2. The theoretical situation where the wires have no resistance, but the source does. >>>>> Doing the calculations still result in a voltage divider circuit and there is a potential difference from one end of the neutral to the other.

3. The theoretical situation where the wires and the batteries are ideal, meaning they have no resistance. In this case, it does indeed appear that current flows through the zero resistance neutral without a potential difference across it. But since this situation cannot exist in reality, why would anyone suggest that it is indeed reality or has any bearing on reality?

For example, if I take one of the ideal batteries and short it with one of the ideal conductors, an infinite amount of electrons will flow. Clearly this is a physical impossibility, because every electron in the universe plus even more would have to be flowing in that circuit. Therefore, this ideal circuit is not universally applicable to all real world circuits.

 

[crossman gary]

It is the potential source, in this case the battery, which is the "force" which gets the electrons to move. The electrons will move from A to B in BOTH a "real" circuit with a voltage drop from A-B and in an "ideal" circuit with no voltage drop from A-B.

The second half of the second sentence is false. Electrons exist and move only in the real world. In your theoretical contrivance of ideal zero impedance conductors and zero impedance infinite sources, there is nothing that moves at all. It is all pencil and paper and math. Show me your theoretical circuit and put a volt meter and amp meter on it and show me that real electrons are moving on the neutral without a potential difference from one end of the neutral to the other. You can't.
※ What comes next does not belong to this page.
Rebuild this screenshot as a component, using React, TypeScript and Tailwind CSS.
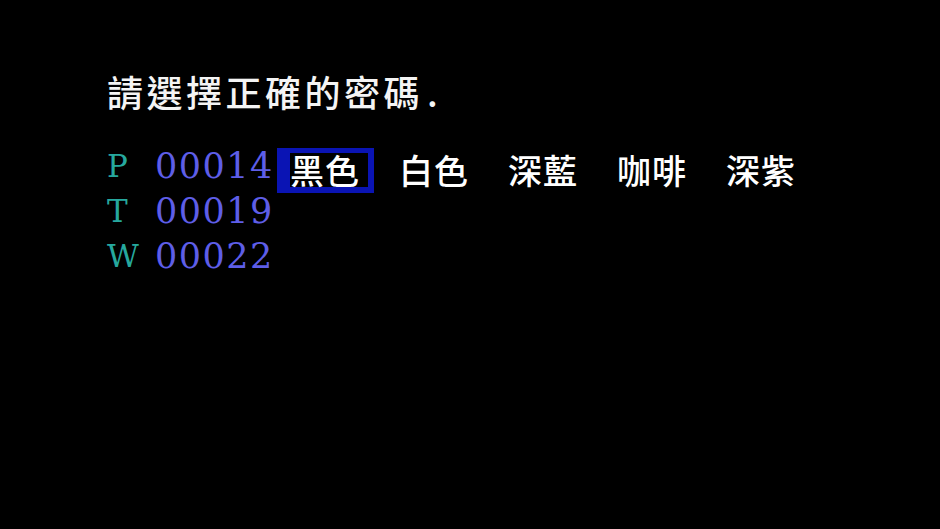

Your theoretical circuits are only an approximation of what is actually happening. There are real world MWBC neutrals all over the world with potential differences from one end to the other, with electrons moving because of these differences.

And, not a single real electron ever ever moved in a theoretically perfect circuit in all the history of the earth, and therefore we cannot use the perfect circuit to make blanket statements about what is really happening.